Preparing Public Affairs Graduates to Lead

 

Public affairs and public policy graduate programs prepare their students for professional careers in public service. Many graduates eventually become managers or executives; a few of these lead organizations. Yet some programs such as the one at the Lyndon B. Johnson School of Public Affairs do not require core courses in ethics or in leadership. If we define leadership as the ethical process of empowering and motivating followers to accomplish a shared goal, then ideally all public affairs schools would require at least one course on this matter.

Graduate programs that prepare their students for management should also prepare them for leadership. What distinguishes leaders and leaders who also manage from managers is that while managers are mainly concerned with esoteric operative decisions, leaders must be visionaries. John Gardner, who has written extensively on leadership, stresses that leaders motivate, inspire and encourage the process of renewal within organizations. They are always thinking long-term and possess the interpersonal skills needed to sustain a cohesive group of followers. Leaders can be managers, but not all managers can lead.

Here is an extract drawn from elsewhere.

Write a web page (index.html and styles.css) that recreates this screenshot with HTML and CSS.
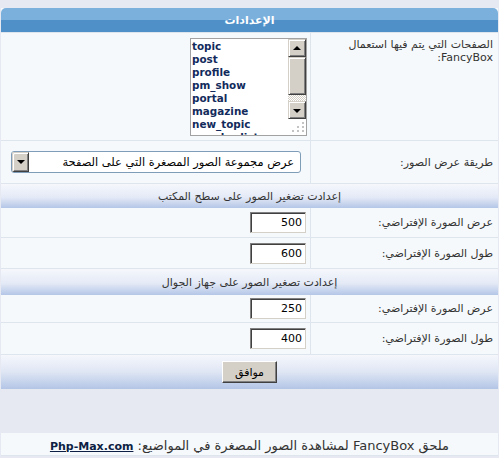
FILE: index.html
```html
<!DOCTYPE html>
<html lang="ar" dir="rtl">
<head>
    <meta charset="UTF-8">
    <title>الإعدادات - FancyBox</title>
    <link rel="stylesheet" href="styles.css">
</head>
<body>

<form action="#" method="post">
<table class="forumline">
    <colgroup>
        <col class="col-label">
        <col class="col-field">
    </colgroup>
    <tr>
        <th colspan="2" class="thHead">الإعدادات</th>
    </tr>
    <tr>
        <td class="label top">الصفحات التي يتم فيها استعمال FancyBox:</td>
        <td class="field field-list">
            <!-- قائمة الصفحات مع شريط تمرير مرسوم -->
            <div class="listbox">
                <div class="items">
                    <div>topic</div>
                    <div>post</div>
                    <div>profile</div>
                    <div>pm_show</div>
                    <div>portal</div>
                    <div>magazine</div>
                    <div>new_topic</div>
                    <div>memberlist</div>
                </div>
                <div class="vscroll">
                    <span class="sb-btn up"></span>
                    <span class="sb-thumb"></span>
                    <span class="sb-track"></span>
                    <span class="sb-btn down"></span>
                    <span class="grip">
                        <svg width="14" height="12" viewBox="0 0 14 12">
                            <rect x="10" y="1" width="2" height="2" fill="#c4c4c4"/>
                            <rect x="5" y="5" width="2" height="2" fill="#c4c4c4"/>
                            <rect x="10" y="5" width="2" height="2" fill="#c4c4c4"/>
                            <rect x="0" y="9" width="2" height="2" fill="#c4c4c4"/>
                            <rect x="5" y="9" width="2" height="2" fill="#c4c4c4"/>
                            <rect x="10" y="9" width="2" height="2" fill="#c4c4c4"/>
                        </svg>
                    </span>
                </div>
            </div>
        </td>
    </tr>
    <tr>
        <td class="label">طريقة عرض الصور:</td>
        <td class="field field-combo">
            <div class="combo">
                <select class="cmb" name="display_mode">
                    <option>عرض مجموعة الصور المصغرة التي على الصفحة</option>
                </select>
                <span class="cmb-btn"></span>
            </div>
        </td>
    </tr>
    <tr>
        <td colspan="2" class="catHead">إعدادت تضغير الصور على سطح المكتب</td>
    </tr>
    <tr class="r29">
        <td class="label">عرض الصورة الإفتراضي:</td>
        <td class="field"><input class="post" type="text" name="pc_width" value="500"></td>
    </tr>
    <tr class="r30">
        <td class="label">طول الصورة الإفتراضي:</td>
        <td class="field"><input class="post" type="text" name="pc_height" value="600"></td>
    </tr>
    <tr>
        <td colspan="2" class="catHead tall">إعدادت تصغير الصور على جهاز الجوال</td>
    </tr>
    <tr class="r28">
        <td class="label">عرض الصورة الإفتراضي:</td>
        <td class="field"><input class="post" type="text" name="mob_width" value="250"></td>
    </tr>
    <tr class="r31">
        <td class="label">طول الصورة الإفتراضي:</td>
        <td class="field"><input class="post" type="text" name="mob_height" value="400"></td>
    </tr>
    <tr>
        <td colspan="2" class="catBottom"><input class="mainoption" type="submit" value="موافق"></td>
    </tr>
</table>
</form>

<div class="copyright">
    ملحق FancyBox لمشاهدة الصور المصغرة في المواضيع: <a href="#">Php-Max.com</a>
</div>

</body>
</html>
```

FILE: styles.css
```css
body {
    margin: 8px 1px 0;
    background: #e6e9f2;
    font-family: "DejaVu Sans", Verdana, sans-serif;
    font-size: 11px;
    color: #333;
}
form {
    margin: 0;
}
.forumline {
    width: 100%;
    table-layout: fixed;
    border-collapse: separate;
    border-spacing: 0;
    background: #f6f9fb;
}
.col-label {
    width: 188px;
}
.forumline td {
    padding: 0;
    box-sizing: border-box;
    border-bottom: 1px solid #dfe5ed;
}
th.thHead {
    height: 24px;
    padding: 0;
    background: linear-gradient(#7bb0dd 50%, #4f90c9 50%);
    color: #fff;
    font-size: 11px;
    font-weight: bold;
    border-radius: 5px 5px 0 0;
    border-bottom: 1px solid #dfe5ed;
}
td.label {
    padding: 0 5px 0 3px;
    border-left: 1px solid #dfe5ed;
    line-height: 13px;
}
td.label.top {
    vertical-align: top;
    padding-top: 5px;
}
td.field {
    padding-right: 4px;
}
td.field-list {
    height: 108px;
    padding-right: 3px;
}
td.field-combo {
    height: 43px;
    padding-right: 9px;
}
tr.r29 td { height: 30px; }
tr.r30 td { height: 31px; }
tr.r28 td { height: 28px; }
tr.r31 td { height: 32px; }

/* list box */
.listbox {
    display: inline-flex;
    direction: ltr;
    vertical-align: middle;
    width: 117px;
    height: 98px;
    box-sizing: border-box;
    border: 1px solid #a2a2a2;
    background: #fff;
}
.items {
    flex: 1;
    overflow: hidden;
    padding: 1px 0 0 1px;
    font-size: 10.4px;
    font-weight: bold;
    line-height: 13px;
    color: #122b5c;
    text-align: left;
}
.vscroll {
    width: 18px;
    display: flex;
    flex-direction: column;
}
.sb-btn, .sb-thumb {
    display: block;
    box-sizing: border-box;
    background: #d4d0c8;
    border: 1px solid;
    border-color: #d4d0c8 #404040 #404040 #d4d0c8;
    box-shadow: inset 1px 1px #fff, inset -1px -1px #808080;
    position: relative;
}
.sb-btn {
    height: 18px;
}
.sb-thumb {
    height: 38px;
}
.sb-btn::after {
    content: "";
    position: absolute;
    left: 4px;
    top: 6px;
    border-left: 4px solid transparent;
    border-right: 4px solid transparent;
}
.sb-btn.up::after {
    border-bottom: 4px solid #000;
}
.sb-btn.down::after {
    top: 7px;
    border-top: 4px solid #000;
}
.sb-track {
    display: block;
    height: 6px;
    background: repeating-conic-gradient(#d4d0c8 0 25%, #fff 0 50%) 0 0 / 2px 2px;
}
.grip {
    flex: 1;
    display: flex;
    align-items: flex-end;
    justify-content: flex-end;
    padding-bottom: 2px;
}
.grip svg {
    display: block;
}

/* drop-down */
.combo {
    position: relative;
    display: inline-block;
    vertical-align: middle;
}
.cmb {
    -webkit-appearance: none;
    appearance: none;
    display: block;
    width: 290px;
    height: 22px;
    margin: 0;
    padding: 0 6px 0 20px;
    border: 1px solid #7f9db9;
    border-radius: 3px;
    background: #fff;
    font-family: "DejaVu Sans", Verdana, sans-serif;
    font-size: 11.4px;
    color: #000;
    direction: rtl;
}
.cmb-btn {
    position: absolute;
    left: 1px;
    top: 1px;
    width: 17px;
    height: 20px;
    box-sizing: border-box;
    background: #d4d0c8;
    border: 1px solid;
    border-color: #d4d0c8 #404040 #404040 #d4d0c8;
    box-shadow: inset 1px 1px #fff, inset -1px -1px #808080;
    border-radius: 2px 0 0 2px;
    pointer-events: none;
}
.cmb-btn::after {
    content: "";
    position: absolute;
    left: 4px;
    top: 7px;
    border-left: 4px solid transparent;
    border-right: 4px solid transparent;
    border-top: 4px solid #000;
}

/* text inputs */
.post {
    width: 56px;
    height: 21px;
    box-sizing: border-box;
    margin: 0;
    padding: 0 3px 0 2px;
    border: 1px solid;
    border-color: #808080 #d4d0c8 #d4d0c8 #808080;
    box-shadow: inset 1px 1px #404040;
    background: #fff;
    font-family: "DejaVu Sans", Verdana, sans-serif;
    font-size: 11px;
    color: #000;
    text-align: right;
    vertical-align: middle;
}

td.catHead {
    height: 24px;
    background: linear-gradient(#f5f7fc, #e4eaf6 55%, #b4c6e7);
    text-align: center;
    border-bottom: 0;
}
td.catHead.tall {
    height: 26px;
}
td.catBottom {
    height: 34px;
    background: linear-gradient(#f5f7fc, #dfe6f4 50%, #b3c5e6);
    text-align: center;
    border-bottom: 0;
}
.mainoption {
    width: 55px;
    height: 22px;
    margin: 0;
    padding: 0;
    background: #d4d0c8;
    border: 1px solid;
    border-color: #fff #404040 #404040 #fff;
    box-shadow: inset -1px -1px #808080;
    font-family: "DejaVu Sans", Verdana, sans-serif;
    font-size: 11px;
    color: #000;
    vertical-align: middle;
}

.copyright {
    margin-top: 44px;
    height: 22px;
    line-height: 26px;
    background: #f6f9fb;
    border-bottom: 1px solid #dfe5ed;
    text-align: center;
    font-size: 13px;
    color: #333;
}
.copyright a {
    color: #0d1f44;
    font-size: 11px;
    font-weight: bold;
}
```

Why incorporate ethical leadership training into the core curriculum at public affairs and public policy schools? The goal of ethical leadership training would be to equip students with tools to successfully lead others – even the bureaucrat benefits from such training. The benefits and reasons for this training are numerous.

First, effective leaders have an acute sense of self-awareness, including knowledge of their strengths and weaknesses. The best are prepared at some level to make difficult choices when faced with ethical dilemmas.

Second, due to the dynamic nature of many work environments, the managers and executives of today face the difficult task of harnessing all the increasingly mobile, complex and disperse resources available to them.  The fact that public opinion of government bureaucracy is low points to failures of leadership among government workers.

A weaker, but equally valid reason for schools to require ethical leadership training is risk management. It could reflect poorly on a school to have one of its graduates enmeshed in an unsavory public debacle.

The importance of ethics and leadership has not been missed by many of the top public affairs and public policy schools in the United States. Six out of the top 10 schools, as ranked by US News and World Report, require students to take a core class based on ethics or leadership or both.

Many students who have taken such courses as electives believe that their coursework was indispensable. These students’ voices are not the only ones clamoring for the inclusion of leadership and ethics in their core curriculum. The University of Texas at Austin authorized a group of citizens, the Commission of 125, to create a strategic vision for the school 125 years after its founding. When the group released its report in 2004, one of the recommendations was for the university to “emphasize the study of leadership and ethics.” The Commission went further in advising the University of Texas to include this study in the core curriculum.

Arguments against an institutional ethical leadership course vary from citing the lack of academic bodies of work on the topic to claims that student receive instruction in this area through other courses. It is certainly true that many of the popular texts on leadership are lacking in empirical grounding. However, critics must remember that leadership and ethics themes are multi-disciplinary. Philosophers and social scientists, among others, have contributed to the existing ideas we have. Deriving a rigorous curriculum on leadership that presents varied perspectives, theories of followership, team-building, personality analyses, training on interpersonal communication, and ethics-related philosophies is achievable and has been done. At the very least, there is ample opportunity to develop a more robust body of work on ethical leadership.

It is crucial for professional schools to adequately prepare the leaders of the future. Requiring students to take courses that focus on ethics and leadership is essential. I urge schools such as the LBJ School of Public Affairs that do not already do so, to consider mandating all students to complete a course that fulfills this requirement.